**Data to use**
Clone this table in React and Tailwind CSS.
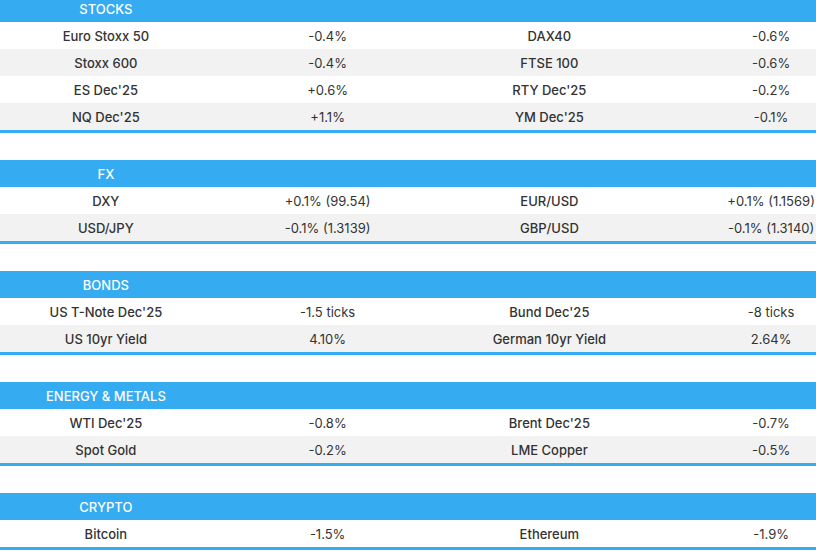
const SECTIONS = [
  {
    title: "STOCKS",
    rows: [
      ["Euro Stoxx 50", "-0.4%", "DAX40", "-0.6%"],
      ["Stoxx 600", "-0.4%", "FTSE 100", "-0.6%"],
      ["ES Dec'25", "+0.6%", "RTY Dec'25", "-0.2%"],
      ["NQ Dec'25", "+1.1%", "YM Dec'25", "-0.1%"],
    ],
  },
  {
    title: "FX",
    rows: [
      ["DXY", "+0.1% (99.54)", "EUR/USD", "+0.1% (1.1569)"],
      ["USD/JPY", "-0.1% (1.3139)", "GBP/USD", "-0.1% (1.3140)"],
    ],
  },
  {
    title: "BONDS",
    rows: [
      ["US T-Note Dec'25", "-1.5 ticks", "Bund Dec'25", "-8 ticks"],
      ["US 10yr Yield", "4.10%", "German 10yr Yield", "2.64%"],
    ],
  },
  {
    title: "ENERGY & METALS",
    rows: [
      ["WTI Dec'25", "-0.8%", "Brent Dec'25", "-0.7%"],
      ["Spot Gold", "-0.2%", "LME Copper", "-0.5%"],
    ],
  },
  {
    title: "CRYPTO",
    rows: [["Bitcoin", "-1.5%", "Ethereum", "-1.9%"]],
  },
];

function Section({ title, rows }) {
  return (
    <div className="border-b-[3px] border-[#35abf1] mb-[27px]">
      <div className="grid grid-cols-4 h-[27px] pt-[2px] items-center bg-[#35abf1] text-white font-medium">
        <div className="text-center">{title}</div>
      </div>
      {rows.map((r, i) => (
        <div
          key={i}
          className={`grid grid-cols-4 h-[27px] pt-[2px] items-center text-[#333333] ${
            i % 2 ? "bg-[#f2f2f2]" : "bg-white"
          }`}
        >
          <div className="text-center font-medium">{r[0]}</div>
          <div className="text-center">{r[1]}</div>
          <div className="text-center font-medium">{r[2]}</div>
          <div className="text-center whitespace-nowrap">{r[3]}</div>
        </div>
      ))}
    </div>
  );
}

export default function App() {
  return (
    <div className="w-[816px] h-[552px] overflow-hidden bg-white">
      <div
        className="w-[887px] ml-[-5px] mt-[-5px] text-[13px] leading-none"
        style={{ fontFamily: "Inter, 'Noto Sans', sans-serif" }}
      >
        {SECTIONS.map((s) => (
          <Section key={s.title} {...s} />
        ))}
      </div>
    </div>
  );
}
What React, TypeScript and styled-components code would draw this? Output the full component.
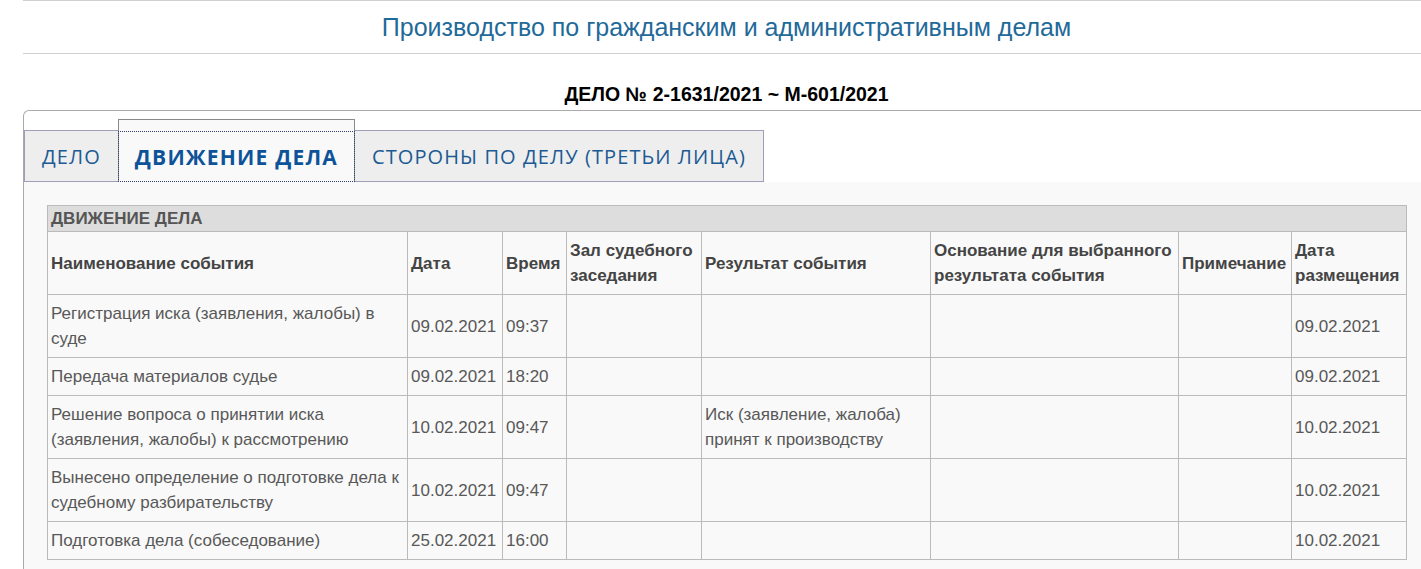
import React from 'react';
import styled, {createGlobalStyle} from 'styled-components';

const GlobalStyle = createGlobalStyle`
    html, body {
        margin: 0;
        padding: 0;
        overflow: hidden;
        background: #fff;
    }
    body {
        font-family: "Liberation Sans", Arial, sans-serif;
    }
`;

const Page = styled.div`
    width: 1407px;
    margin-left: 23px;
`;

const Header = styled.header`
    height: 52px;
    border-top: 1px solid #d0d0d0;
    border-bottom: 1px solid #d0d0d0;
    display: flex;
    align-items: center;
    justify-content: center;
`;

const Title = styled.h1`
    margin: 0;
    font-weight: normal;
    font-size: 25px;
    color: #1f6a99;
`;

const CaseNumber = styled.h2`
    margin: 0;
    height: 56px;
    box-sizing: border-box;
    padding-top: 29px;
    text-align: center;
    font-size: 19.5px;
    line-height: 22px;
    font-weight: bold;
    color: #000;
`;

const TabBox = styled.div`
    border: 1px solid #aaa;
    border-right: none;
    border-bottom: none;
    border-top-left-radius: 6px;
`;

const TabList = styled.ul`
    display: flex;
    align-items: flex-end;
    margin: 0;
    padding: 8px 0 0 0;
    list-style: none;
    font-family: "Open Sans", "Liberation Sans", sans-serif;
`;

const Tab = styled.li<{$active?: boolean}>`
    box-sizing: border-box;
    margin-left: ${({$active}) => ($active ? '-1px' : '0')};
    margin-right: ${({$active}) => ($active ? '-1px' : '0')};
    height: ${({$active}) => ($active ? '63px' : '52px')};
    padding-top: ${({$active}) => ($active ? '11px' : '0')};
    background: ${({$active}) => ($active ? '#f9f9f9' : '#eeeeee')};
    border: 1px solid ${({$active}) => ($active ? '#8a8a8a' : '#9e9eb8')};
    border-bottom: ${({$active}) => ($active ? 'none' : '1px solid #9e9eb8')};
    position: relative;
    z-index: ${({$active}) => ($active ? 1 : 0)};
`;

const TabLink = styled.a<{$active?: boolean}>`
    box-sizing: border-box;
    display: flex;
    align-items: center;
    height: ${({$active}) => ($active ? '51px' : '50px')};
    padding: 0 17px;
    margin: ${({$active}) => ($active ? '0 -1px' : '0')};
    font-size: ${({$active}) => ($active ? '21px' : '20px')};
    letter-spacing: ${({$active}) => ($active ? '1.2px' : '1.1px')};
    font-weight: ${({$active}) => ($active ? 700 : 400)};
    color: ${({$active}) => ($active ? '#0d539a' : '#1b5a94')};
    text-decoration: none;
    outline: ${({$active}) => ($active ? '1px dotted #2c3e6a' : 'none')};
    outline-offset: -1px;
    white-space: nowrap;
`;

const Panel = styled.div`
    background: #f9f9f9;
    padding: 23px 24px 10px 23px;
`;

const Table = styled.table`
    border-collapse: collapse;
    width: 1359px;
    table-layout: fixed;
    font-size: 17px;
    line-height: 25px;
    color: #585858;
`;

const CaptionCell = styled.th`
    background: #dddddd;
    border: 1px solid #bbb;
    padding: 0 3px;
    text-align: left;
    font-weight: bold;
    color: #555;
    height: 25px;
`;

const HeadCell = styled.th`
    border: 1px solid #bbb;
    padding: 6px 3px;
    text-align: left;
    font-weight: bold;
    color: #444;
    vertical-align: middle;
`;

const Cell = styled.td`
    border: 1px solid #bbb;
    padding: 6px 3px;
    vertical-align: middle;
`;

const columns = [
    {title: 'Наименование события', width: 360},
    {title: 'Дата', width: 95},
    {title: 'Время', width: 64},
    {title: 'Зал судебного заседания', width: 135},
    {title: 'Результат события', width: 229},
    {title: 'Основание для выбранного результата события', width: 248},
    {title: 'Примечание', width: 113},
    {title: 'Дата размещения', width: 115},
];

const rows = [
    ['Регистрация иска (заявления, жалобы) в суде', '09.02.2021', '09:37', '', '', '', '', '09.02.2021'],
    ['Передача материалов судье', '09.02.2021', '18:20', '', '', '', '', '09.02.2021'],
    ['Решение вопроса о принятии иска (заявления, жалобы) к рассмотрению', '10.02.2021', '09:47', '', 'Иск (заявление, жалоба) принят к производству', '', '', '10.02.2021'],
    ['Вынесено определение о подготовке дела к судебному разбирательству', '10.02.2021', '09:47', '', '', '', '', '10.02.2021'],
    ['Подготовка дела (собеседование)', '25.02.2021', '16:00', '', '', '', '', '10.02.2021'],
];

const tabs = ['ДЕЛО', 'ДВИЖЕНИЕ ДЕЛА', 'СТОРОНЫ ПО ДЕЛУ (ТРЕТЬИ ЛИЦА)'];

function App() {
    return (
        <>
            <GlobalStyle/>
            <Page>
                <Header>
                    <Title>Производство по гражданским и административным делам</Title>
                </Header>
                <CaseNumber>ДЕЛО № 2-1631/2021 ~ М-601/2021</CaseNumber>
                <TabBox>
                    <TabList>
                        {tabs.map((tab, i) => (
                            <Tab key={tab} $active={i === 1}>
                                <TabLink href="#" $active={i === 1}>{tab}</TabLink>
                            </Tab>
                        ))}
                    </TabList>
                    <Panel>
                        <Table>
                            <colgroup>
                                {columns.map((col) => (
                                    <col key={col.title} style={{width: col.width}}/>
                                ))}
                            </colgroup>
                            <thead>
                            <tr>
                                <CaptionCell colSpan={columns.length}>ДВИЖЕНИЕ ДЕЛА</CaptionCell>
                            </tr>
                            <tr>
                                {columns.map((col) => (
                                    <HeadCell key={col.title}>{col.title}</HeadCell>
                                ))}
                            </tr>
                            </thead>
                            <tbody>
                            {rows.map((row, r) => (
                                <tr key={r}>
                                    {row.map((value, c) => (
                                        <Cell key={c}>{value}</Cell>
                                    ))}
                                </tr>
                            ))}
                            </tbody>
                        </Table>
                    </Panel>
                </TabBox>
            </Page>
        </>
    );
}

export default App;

==

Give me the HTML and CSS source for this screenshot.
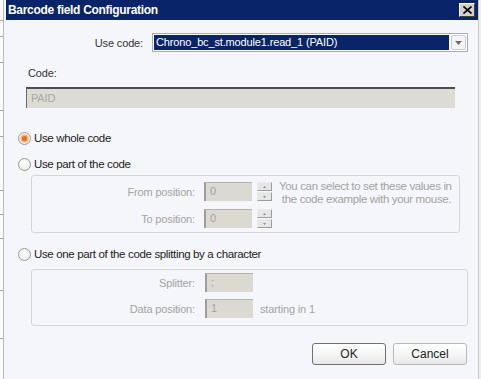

**Exercise**
Copy every line above that includes the string "this".

**Answer to the problem**
Clone this table in React and Tailwind CSS.
What React, TypeScript and styled-components code would draw this? Output the full component.
Give me the HTML and CSS source for this screenshot.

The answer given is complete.